Begründung: Biden befürworte "gewisse Politiken, die moralisches Übel fördern". Gemeint ist der Spagat, den der 78-Jährige beim gerade wieder frisch auf die Tagesordnung des Obersten Gerichts geratenen Dauerbrenner Schwangerschaftsabbruch hinlegt. Persönlich ist Biden gegen Abtreibung. Als Politiker und Präsident jedoch steht er fest hinter dem Selbstbestimmungsrecht der Frau. Und damit hinter dem landesweit Gültigkeit besitzenden Grundsatzurteil von 1973, das Abtreibung legal macht. Mit Spannung wird erwartet, wie der Papst und sein ihm freundschaftlich verbundener Staatsgast die heikle Angelegenheit heute intonieren.

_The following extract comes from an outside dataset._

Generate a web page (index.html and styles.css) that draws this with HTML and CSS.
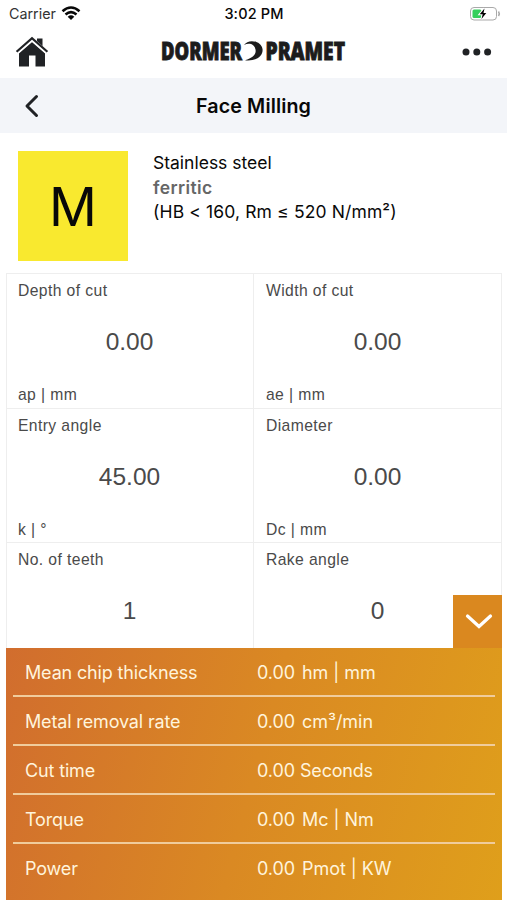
FILE: index.html
```html
<!DOCTYPE html>
<html lang="en">
<head>
<meta charset="utf-8">
<title>Face Milling</title>
<link rel="stylesheet" href="styles.css">
</head>
<body>
<div class="app">
  <div class="status">
    <div class="carrier"><span>Carrier</span>
      <svg width="20" height="16" viewBox="0 0 20 16"><g fill="none" stroke="#080808" stroke-width="2.5"><path d="M1.500 5.300Q10-2.300 18.500 5.300"/><path d="M4.500 8.500Q10 3.700 15.500 8.500"/></g><path d="M10 14.100L6.700 10.700Q10 7.900 13.300 10.700Z" fill="#080808"/></svg>
    </div>
    <time class="clock">3:02 PM</time>
    <svg class="battery" width="32" height="16" viewBox="0 0 32 16"><rect x="1.500" y="1.500" width="26" height="12.500" rx="3.500" fill="#fff" stroke="#a9a9a9"/><rect x="3.500" y="3.500" width="9" height="8.500" rx="1.500" fill="#35cf5c"/><path d="M29.500 5.500Q31 7.700 29.500 10" fill="none" stroke="#a9a9a9" stroke-width="1.500"/><path d="M15.500 2.500L10.700 8.300H13.700L12.500 13L17.300 7H14.500Z" fill="#000" stroke="#fff" stroke-width="2" paint-order="stroke"/></svg>
  </div>
  <header class="header">
    <svg class="home" width="34" height="32" viewBox="0 0 34 32"><path d="M22 2.500H27.500V12L22 7Z" fill="#202225"/><path d="M17 5.500L30 17V30.500H20.500V19.500H14V30.500H4V17Z" fill="#202225"/><path d="M2 16.500L17 3.500L32 16.500" fill="none" stroke="#fff" stroke-width="4"/><path d="M1.600 15.800L17 2.200L32.400 15.800" fill="none" stroke="#202225" stroke-width="2.200"/></svg>
    <svg class="logo" width="190" height="36" viewBox="0 0 190 36" role="img"><g class="logo-text"><text x="3" y="25.500" textLength="81" lengthAdjust="spacingAndGlyphs">DORMER</text><text x="107.500" y="25.500" textLength="79.500" lengthAdjust="spacingAndGlyphs">PRAMET</text></g><path d="M86 11C90 4.500 103 6.500 104.500 15C105.500 22 98 27.500 87 26.200C94.500 24 98.500 20.500 97.500 15.500C96.500 10 91 8.500 86 11Z" fill="#1c1c1c"/></svg>
    <svg class="more" width="30" height="8" viewBox="0 0 30 8" fill="#202225"><circle cx="4" cy="4" r="3.500"/><circle cx="14.800" cy="4" r="3.500"/><circle cx="25.600" cy="4" r="3.500"/></svg>
  </header>
  <div class="titlebar">
    <svg class="back" width="18" height="26" viewBox="0 0 18 26"><path d="M13.500 3.500L4 13L13.500 22.500" fill="none" stroke="#202225" stroke-width="3" stroke-linecap="round" stroke-linejoin="round"/></svg>
    <h1>Face Milling</h1>
  </div>
  <section class="material">
    <div class="swatch">M</div>
    <div class="description"><div>Stainless steel</div><div class="grade">ferritic</div><div class="spec">(HB &lt; 160, Rm ≤ 520 N/mm²)</div></div>
  </section>
  <main class="grid">
    <div class="cell"><label>Depth of cut</label><b>0.00</b><small>ap | mm</small></div>
    <div class="cell"><label>Width of cut</label><b>0.00</b><small>ae | mm</small></div>
    <div class="cell"><label>Entry angle</label><b>45.00</b><small>k | °</small></div>
    <div class="cell"><label>Diameter</label><b>0.00</b><small>Dc | mm</small></div>
    <div class="cell"><label>No. of teeth</label><b>1</b></div>
    <div class="cell"><label>Rake angle</label><b>0</b></div>
    <div class="toggle"><svg width="30" height="18" viewBox="0 0 30 18"><path d="M4.500 3L16 13.500L27.500 3" fill="none" stroke="#fff" stroke-width="3.200" stroke-linecap="round"/></svg></div>
  </main>
  <section class="results">
    <div class="row"><span class="name">Mean chip thickness</span><span>0.00</span><span>hm | mm</span></div>
    <div class="row"><span class="name">Metal removal rate</span><span>0.00</span><span>cm³/min</span></div>
    <div class="row"><span class="name">Cut time</span><span>0.00</span><span class="near">Seconds</span></div>
    <div class="row"><span class="name">Torque</span><span>0.00</span><span>Mc | Nm</span></div>
    <div class="row"><span class="name">Power</span><span>0.00</span><span>Pmot | KW</span></div>
  </section>
</div>
</body>
</html>
```
FILE: styles.css
```css
* { box-sizing: border-box; }
body { margin: 0; background: #fff; color: #080808; font-family: Inter, "Liberation Sans", sans-serif; }
.app { width: 507px; height: 900px; overflow: hidden; display: flex; flex-direction: column; }
.status { height: 27px; flex: none; display: grid; grid-template-columns: 1fr auto 1fr; align-items: center; padding: 0 6px 0 9px; }
.carrier { display: flex; align-items: center; gap: 5px; font-size: 14.300px; color: #333; }
.clock { font-weight: 500; font-size: 14.500px; letter-spacing: .15px; margin-left: -2px; }
.battery { justify-self: end; }
.header { height: 51px; flex: none; display: flex; align-items: center; justify-content: space-between; padding: 0 15px 2px 15px; }
.logo { margin-right: 6px; }
.logo-text { font: 800 24px "Open Sans", sans-serif; fill: #1c1c1c; stroke: #1c1c1c; stroke-width: .9px; }
.titlebar { height: 55px; flex: none; display: grid; grid-template-columns: 40px 1fr 40px; align-items: center; background: #f3f5f9; padding: 1px 23px 0; }
h1 { margin: 0; text-align: center; font-size: 19.700px; font-weight: 600; letter-spacing: .1px; }
.material { height: 140px; flex: none; display: flex; padding: 18px; gap: 25px; }
.swatch { width: 110px; height: 110px; background: #f9e92f; display: flex; align-items: center; justify-content: center; font-size: 53px; padding-top: 2px; }
.description { font-size: 17.500px; line-height: 24.500px; }
.grade { font-weight: 600; color: #666; letter-spacing: .4px; }
.spec { letter-spacing: .13px; }
.grid { height: 375px; flex: none; width: 496px; margin-left: 6px; position: relative; display: grid; grid-template-columns: 247px 248px; grid-template-rows: 134.5px 134.5px 106px; border-left: 1px solid #eee; }
.cell { border-top: 1px solid #eee; border-right: 1px solid #eee; padding: 7px 12px 1px 11px; display: grid; grid-template-rows: 20px 82px 23px; align-items: center; color: #4a4a4a; font-family: "Liberation Sans", sans-serif; }
.cell:nth-child(even) { padding-left: 12px; }
.cell label, .cell small { font-size: 15.700px; letter-spacing: .4px; }
.cell small { padding-top: 1px; }
.cell b { font: 400 24.500px "Liberation Sans", sans-serif; text-align: center; }
.toggle { position: absolute; right: 0; bottom: 0; width: 49px; height: 53px; background: #da881f; display: flex; align-items: center; justify-content: center; }
.results { flex: 1; width: 496px; margin-left: 6px; padding: 0 7px; background: linear-gradient(105deg, #d16d2e, #da8923 50%, #df9f1b); color: #fff4dc; }
.row { height: 48.900px; display: grid; grid-template-columns: 232px 45px 1fr; align-items: center; padding: 3px 0 0 12px; border-bottom: 2px solid #f0cc9c; font-size: 18px; letter-spacing: -.05px; }
.row:last-child { border: 0; padding-top: 1px; }
.name { letter-spacing: -.15px; }
.near { margin-left: -2px; letter-spacing: -.2px; }
```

Unter US-Spitzenpolitikern ist Joe Biden der unangefochtene Routinier im Vatikan – und erst der zweite katholische US-Präsident nach John F. Kennedy.

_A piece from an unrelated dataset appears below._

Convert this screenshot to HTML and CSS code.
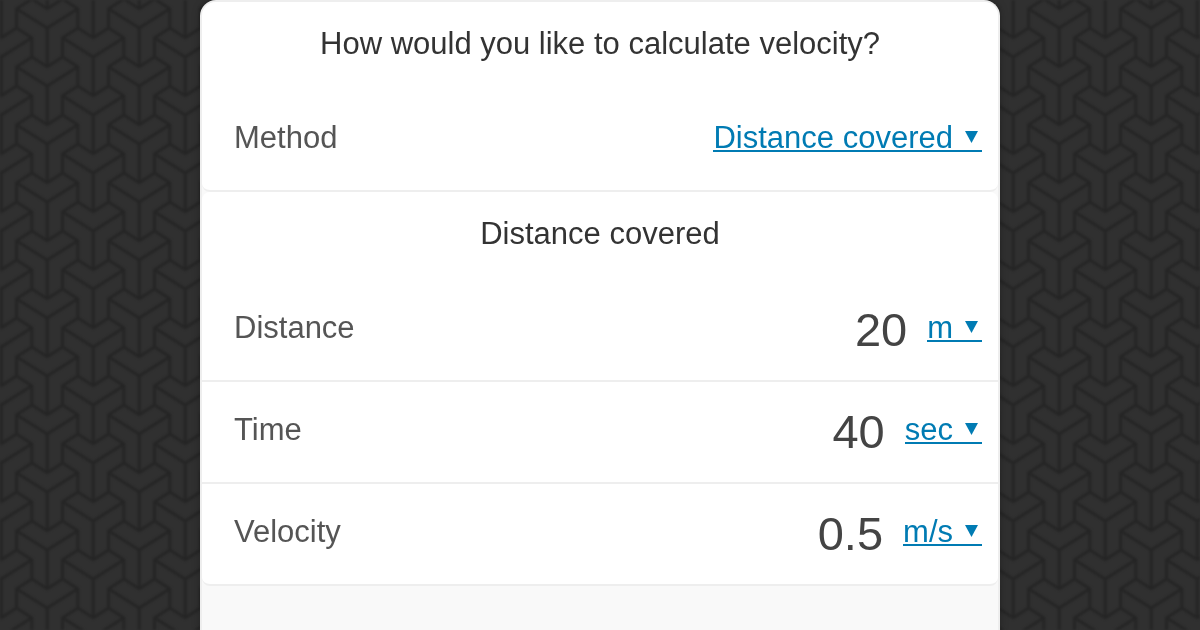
FILE: index.html
```html
<!DOCTYPE html>
<html lang="en">
<head>
    <meta charset="UTF-8">
    <meta name="viewport" content="width=device-width, initial-scale=1.0">
    <title>Velocity Calculator</title>
    <link rel="stylesheet" href="styles.css">
</head>
<body>

    <!-- Background pattern -->
    <svg class="backdrop" aria-hidden="true">
        <defs>
            <g id="block">
                <path d="M0 0 L-15.33 -9.67 L-30.67 0 L0 19.33 L30.67 0 L15.33 -9.67 Z M0 19.33 V58 M-30.67 0 V19.33 M30.67 0 V19.33"/>
            </g>
            <pattern id="cubes" width="92" height="58" patternUnits="userSpaceOnUse">
                <use href="#block" x="47.2" y="-49.3"/>
                <use href="#block" x="47.2" y="8.7"/>
                <use href="#block" x="47.2" y="66.7"/>
                <use href="#block" x="1.2" y="-20.3"/>
                <use href="#block" x="1.2" y="37.7"/>
                <use href="#block" x="93.2" y="-20.3"/>
                <use href="#block" x="93.2" y="37.7"/>
            </pattern>
        </defs>
        <rect width="100%" height="100%" fill="url(#cubes)" stroke="none"/>
    </svg>

    <main class="calculator">

        <!-- Method -->
        <section class="panel">
            <h2>How would you like to calculate velocity?</h2>
            <div class="row">
                <label for="method">Method</label>
                <span class="picker">
                    <select id="method">
                        <option selected>Distance covered</option>
                        <option>Acceleration</option>
                        <option>Average velocity</option>
                    </select>
                    <svg class="arrow" viewBox="0 0 13 12" aria-hidden="true"><path d="M0 0 H13 L6.5 12 Z"/></svg>
                </span>
            </div>
        </section>

        <!-- Distance covered -->
        <section class="panel">
            <h2>Distance covered</h2>
            <div class="row">
                <label for="distance">Distance</label>
                <input type="text" id="distance" value="20" inputmode="decimal">
                <span class="picker">
                    <select aria-label="Distance unit">
                        <option selected>m</option>
                        <option>km</option>
                        <option>ft</option>
                        <option>mi</option>
                    </select>
                    <svg class="arrow" viewBox="0 0 13 12" aria-hidden="true"><path d="M0 0 H13 L6.5 12 Z"/></svg>
                </span>
            </div>
            <div class="row">
                <label for="time">Time</label>
                <input type="text" id="time" value="40" inputmode="decimal">
                <span class="picker">
                    <select aria-label="Time unit">
                        <option selected>sec</option>
                        <option>min</option>
                        <option>hrs</option>
                    </select>
                    <svg class="arrow" viewBox="0 0 13 12" aria-hidden="true"><path d="M0 0 H13 L6.5 12 Z"/></svg>
                </span>
            </div>
            <div class="row">
                <label for="velocity">Velocity</label>
                <input type="text" id="velocity" value="0.5" inputmode="decimal">
                <span class="picker">
                    <select aria-label="Velocity unit">
                        <option selected>m/s</option>
                        <option>km/h</option>
                        <option>mph</option>
                    </select>
                    <svg class="arrow" viewBox="0 0 13 12" aria-hidden="true"><path d="M0 0 H13 L6.5 12 Z"/></svg>
                </span>
            </div>
        </section>

    </main>

</body>
</html>
```

FILE: styles.css
```css
* {
    box-sizing: border-box;
}

body {
    margin: 0;
    background-color: #303030;
    font-family: "Liberation Sans", Helvetica, Arial, sans-serif;
    font-size: 31px;
    color: #333;
}

/* Background pattern */
.backdrop {
    position: fixed;
    inset: 0;
    z-index: -1;
    width: 100%;
    height: 100%;
    fill: none;
    stroke: #252525;
    stroke-width: 3;
    stroke-linejoin: round;
    filter: blur(1px);
}

/* Calculator */
.calculator {
    max-width: 800px;
    min-height: 100vh;
    margin: 0 auto;
    background-color: #f9f9f9;
    border: 2px solid #eee;
    border-bottom: none;
    border-radius: 16px 16px 0 0;
    box-shadow: 0 0 8px rgba(0, 0, 0, 0.25);
    overflow: hidden;
}

.panel {
    background-color: #fff;
    border-bottom: 2px solid #eee;
    border-radius: 8px;
}

.panel h2 {
    margin: 0;
    padding: 24px 16px 28px;
    font-size: 31px;
    font-weight: normal;
    line-height: 36px;
    text-align: center;
}

.row {
    display: flex;
    align-items: center;
    height: 100px;
    padding: 0 16px 4px 32px;
}

.row + .row {
    height: 102px;
    border-top: 2px solid #eee;
}

.row label {
    flex: 1;
    line-height: 36px;
    color: #555;
}

.row input {
    width: 200px;
    margin-right: 20px;
    padding: 4px 0 0;
    border: none;
    outline: none;
    background: none;
    font-family: inherit;
    font-size: 47px;
    line-height: 56px;
    text-align: right;
    color: #444;
}

/* Unit and method drop-downs, the underline runs beneath the arrow too */
.picker {
    display: flex;
    align-items: center;
    gap: 12px;
    height: 36px;
    padding-right: 4px;
    background: linear-gradient(#007bb3, #007bb3) 0 30px / 100% 2px no-repeat;
}

.picker select {
    appearance: none;
    field-sizing: content;
    margin: 0;
    padding: 0;
    border: none;
    outline: none;
    background: none;
    font-family: inherit;
    font-size: 31px;
    line-height: 36px;
    color: #007bb3;
    cursor: pointer;
}

.arrow {
    width: 13px;
    height: 12px;
    margin-bottom: 2px;
    fill: #007bb3;
}

@media screen and (max-width: 600px) {
    .row input {
        width: 120px;
    }
}
```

Biden war gerade einmal 37 Jahre alt, als ihn Papst Johannes Paul II. 1980 in Rom empfing. Karol Woityla wollte den jungen Senator aus Delaware, der gerade eloquent darüber nachgedacht hatte, was aus Polen werden könnte, bräche die Sowjetunion auseinander, persönlich kennenlernen und nahm sich gegen alle Gepflogenheiten fast eine Stunde Zeit.

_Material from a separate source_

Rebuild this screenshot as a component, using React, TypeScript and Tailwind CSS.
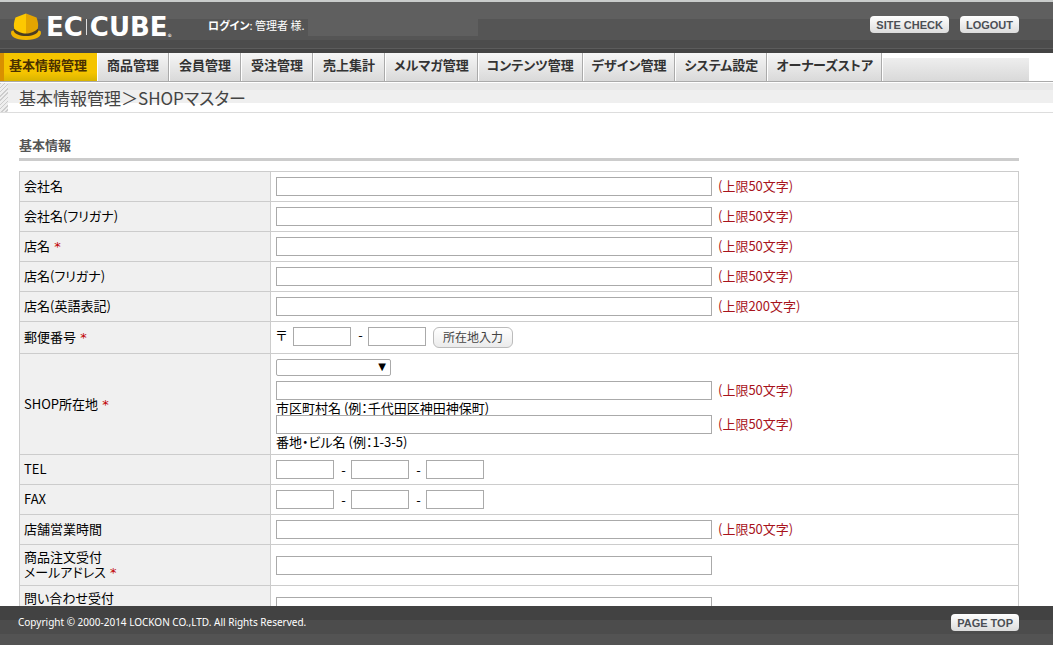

2011 holte sich Biden beim deutschen Papst Benedikt XVI. etwas ab, was er eine "Lehrstunde in Theologie" nannte. Biden bewunderte den Intellekt des Bayern, warm wurde er anders als mit Jorge Mario Kardinal Bergoglio nicht. Biden, damals Vizepräsident, vertrat die USA 2013 bei der Inthronisierung des Argentiniers. Zwei Jahre später leistet das Kirchenoberhaupt Biden und dessen Familie außerordentlichen seelischen Beistand, nachdem Beau Biden, der älteste Sohn, den Folgen eines Gehirntumors erlegen war.
Nicht Rom-hörig
Trotz seiner Nähe zum ersten Mann im Vatikan hat Biden nie den Fischerring des Papstes geküsst. Die Respektbezeugung, die als Ausdruck von Rom-Hörigkeit gilt, war Biden schon in Elternhauszeiten ausgeredet worden. Tenor seiner Mutter: Niemand ist besser als Du, Joey.